GIVEN EXERCISE
Filter the entries below, keeping only lines with the word "page".

RECORDS SHOWN
····················

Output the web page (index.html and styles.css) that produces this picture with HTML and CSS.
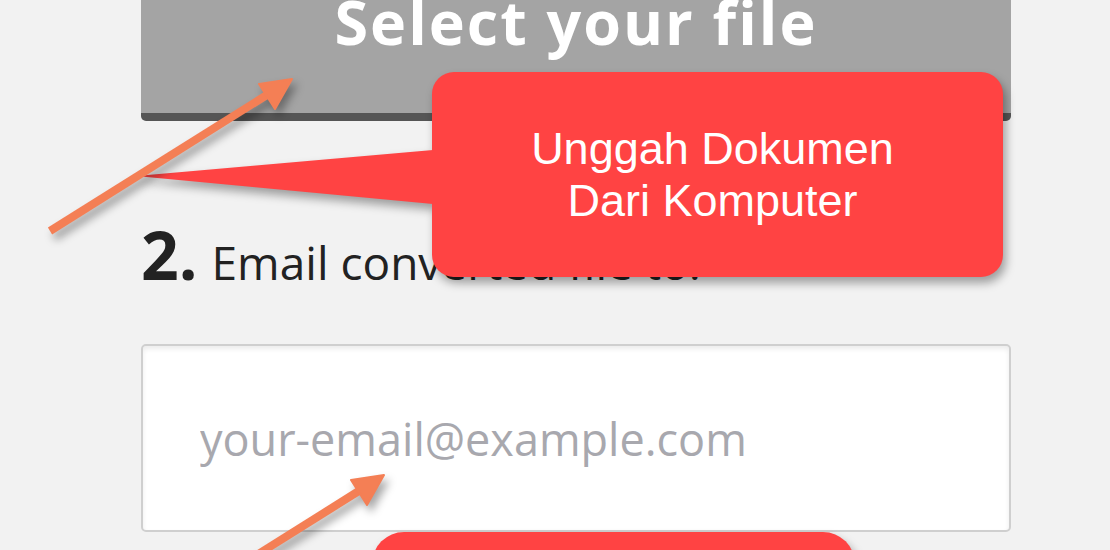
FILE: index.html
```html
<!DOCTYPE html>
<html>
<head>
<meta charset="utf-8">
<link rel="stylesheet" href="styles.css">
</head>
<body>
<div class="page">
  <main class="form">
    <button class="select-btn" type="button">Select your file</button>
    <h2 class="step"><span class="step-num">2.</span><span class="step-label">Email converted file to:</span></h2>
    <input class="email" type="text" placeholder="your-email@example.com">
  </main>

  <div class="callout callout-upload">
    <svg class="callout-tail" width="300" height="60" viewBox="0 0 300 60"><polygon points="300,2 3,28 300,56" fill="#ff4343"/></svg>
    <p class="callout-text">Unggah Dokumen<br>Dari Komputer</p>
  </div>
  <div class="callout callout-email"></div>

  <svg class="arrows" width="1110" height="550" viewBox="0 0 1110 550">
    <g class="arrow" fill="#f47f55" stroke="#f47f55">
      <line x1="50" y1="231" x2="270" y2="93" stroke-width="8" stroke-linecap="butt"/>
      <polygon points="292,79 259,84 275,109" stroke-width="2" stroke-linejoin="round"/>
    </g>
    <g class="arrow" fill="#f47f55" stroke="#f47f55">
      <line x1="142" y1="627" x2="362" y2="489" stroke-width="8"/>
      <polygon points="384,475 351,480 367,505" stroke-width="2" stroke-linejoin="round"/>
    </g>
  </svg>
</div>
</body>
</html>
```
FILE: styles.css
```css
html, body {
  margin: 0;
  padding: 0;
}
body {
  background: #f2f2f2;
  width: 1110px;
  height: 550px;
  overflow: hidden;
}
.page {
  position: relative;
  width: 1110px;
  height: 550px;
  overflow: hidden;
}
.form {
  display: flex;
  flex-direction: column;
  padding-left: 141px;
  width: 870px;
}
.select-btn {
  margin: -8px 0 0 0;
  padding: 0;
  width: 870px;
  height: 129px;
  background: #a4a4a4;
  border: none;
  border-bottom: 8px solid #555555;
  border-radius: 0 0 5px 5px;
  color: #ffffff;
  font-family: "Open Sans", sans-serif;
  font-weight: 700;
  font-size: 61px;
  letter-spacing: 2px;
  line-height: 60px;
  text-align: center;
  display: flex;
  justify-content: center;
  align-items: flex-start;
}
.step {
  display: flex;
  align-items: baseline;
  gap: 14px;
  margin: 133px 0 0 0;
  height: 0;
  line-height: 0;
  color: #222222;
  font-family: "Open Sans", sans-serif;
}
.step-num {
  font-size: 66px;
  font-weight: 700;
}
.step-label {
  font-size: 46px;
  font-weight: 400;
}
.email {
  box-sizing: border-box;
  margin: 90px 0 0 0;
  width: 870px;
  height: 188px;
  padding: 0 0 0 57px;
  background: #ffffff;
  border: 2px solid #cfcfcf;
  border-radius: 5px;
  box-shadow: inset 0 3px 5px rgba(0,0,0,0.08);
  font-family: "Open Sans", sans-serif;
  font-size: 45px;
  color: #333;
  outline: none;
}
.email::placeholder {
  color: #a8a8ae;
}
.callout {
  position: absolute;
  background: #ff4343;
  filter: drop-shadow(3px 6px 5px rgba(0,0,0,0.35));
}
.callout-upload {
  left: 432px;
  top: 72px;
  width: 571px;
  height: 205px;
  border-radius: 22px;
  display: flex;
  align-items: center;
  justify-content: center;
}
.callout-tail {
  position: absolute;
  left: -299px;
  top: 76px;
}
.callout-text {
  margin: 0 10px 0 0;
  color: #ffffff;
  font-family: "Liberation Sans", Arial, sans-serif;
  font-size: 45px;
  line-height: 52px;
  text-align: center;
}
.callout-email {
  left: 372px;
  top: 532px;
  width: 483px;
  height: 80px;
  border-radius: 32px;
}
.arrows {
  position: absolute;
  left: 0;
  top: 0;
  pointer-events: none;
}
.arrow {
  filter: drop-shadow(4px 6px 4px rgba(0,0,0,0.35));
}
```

····················

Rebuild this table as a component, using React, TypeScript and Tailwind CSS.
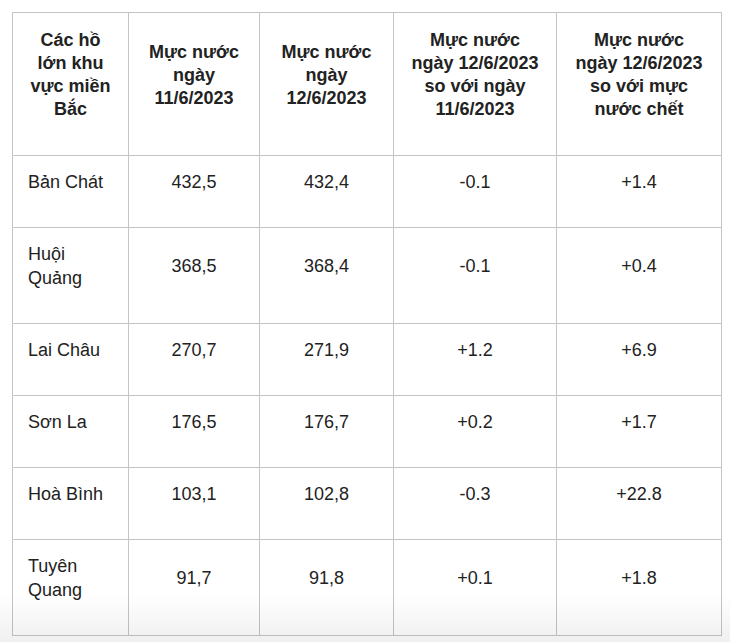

····················

TASK RESPONSE
Output the web page (index.html and styles.css) that produces this picture with HTML and CSS.
<div class="page">
.page {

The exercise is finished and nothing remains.